Thursday, 16 October 2014

Life on the wrong side of the road

Some stray thoughts on return from a few days' spin on the wrong side of the road.

A Mazda 5 from Enterprise, a little larger than our Ford C-Max back home, but a pleasure to drive. Good rear view vision, much better than that on our Ford. Good automatic gearbox, initially a worry as I am not used to them, but in the event very handy. One less thing to do with the wrong hand when the brain is getting a bit overloaded with the wrong roads.

The only downs were its tendency to take charge of things like lighting & wiping and we never really got the hang of the heating, of some account, as it was, oddly for this time of year, in the low seventies.

And after a day I decided that one of the rear tyres was a bit flat, so while at a filling station went for the air line. Which was all present and correct, but which required four quarters to work it for 5 minutes. A price which did not include a pressure gauge, so I was reduced to guessing by the shape of the tyre. Which seemed to work; we got back in one piece with four intact tyres.

On the other hand, with a car with the steering wheel on the wrong side, I found it a lot easier to drive on the wrong side than I had expected.

Lots of traffic lights, with more care taken with the needs & rights of pedestrians than is usual with us. Just two roundabouts (anti-clockwise) so far, as it happens just by the poutine place of the last post.

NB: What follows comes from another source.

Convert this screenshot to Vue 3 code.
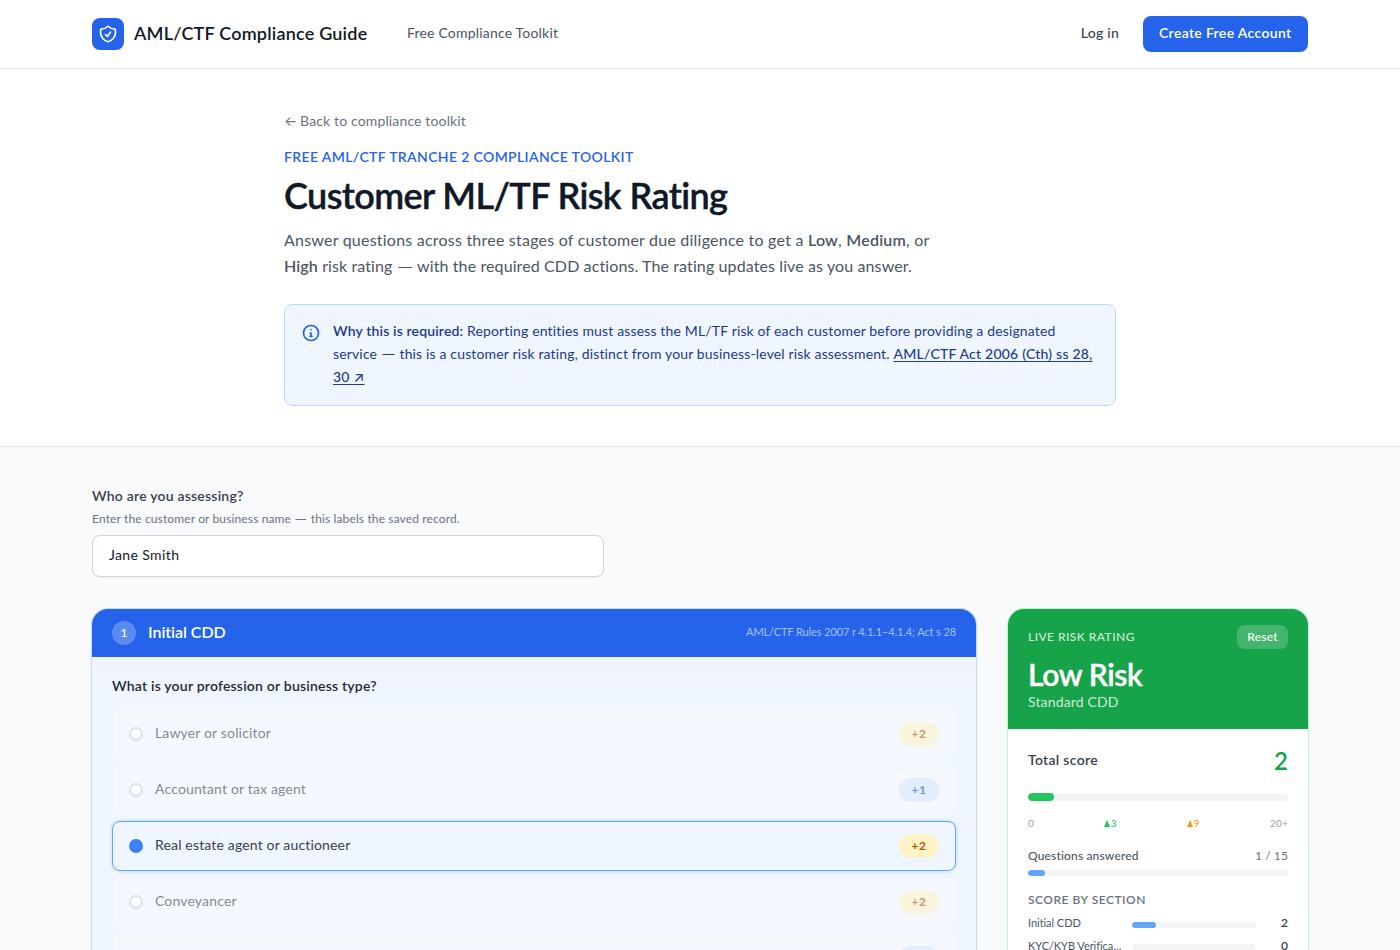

Lots of large trucks. Large tractor units with large engines sticking out front, rather than tucked under the cab as is the custom with us. Lots of shining red paint and shining chrome trim.

A sprinkling, that is to say two, Amish buggies somewhere near Canton. Small four wheelers, with a hood and with one horse. One with a lady driver, thoroughly hooded in black.

A very thin sprinkling of patrol cars. The police seem to be far less visible in these parts of Canada and the US than they are in our part of the UK. Even in Ottawa.

The most entertaining vehicle was a small white van with a paint job. Squeak Creek Honey of Brasher Falls.

The US roads people are quite keen on the sort of road side barriers made of several strands of steel hawser strung along steel posts and hopefully they reduce the chance of one's winding up down the bottom of some ravine out in the wilderness (something which our television told us happened quite recently, in California. Lady only saved by the phone people being able to say where the phone which she could not reach was). I think they were the cat's whiskers back home at one time (I recall them appearing on the then popular TV programme 'Tomorrow's World' or some such), but one doesn't see so many of them about. Maybe they are dearer than the pressed steel alternative.

A new-to-me road surface on the bridge at Ogdensburg. A long, narrow bridge over the St. Lawrence with just one lane each way. A surface which drummed gently and which appeared to be some sort of steel grating, the sort of thing you might get on a dock or a pier. Maybe good when it is cold.

Canadians do not seem to do on-road motorway service areas in the way we do. They go in for socking great commercial & retail areas, off-road at major junctions, like that of yesterday's poutine.

But there is a handy motorway (the 417) running south west from just south, a few hundred yards south, of the centre of Ottawa. A bit like having a larger & straighter version of Westway which started at Kings Cross rather than Paddington.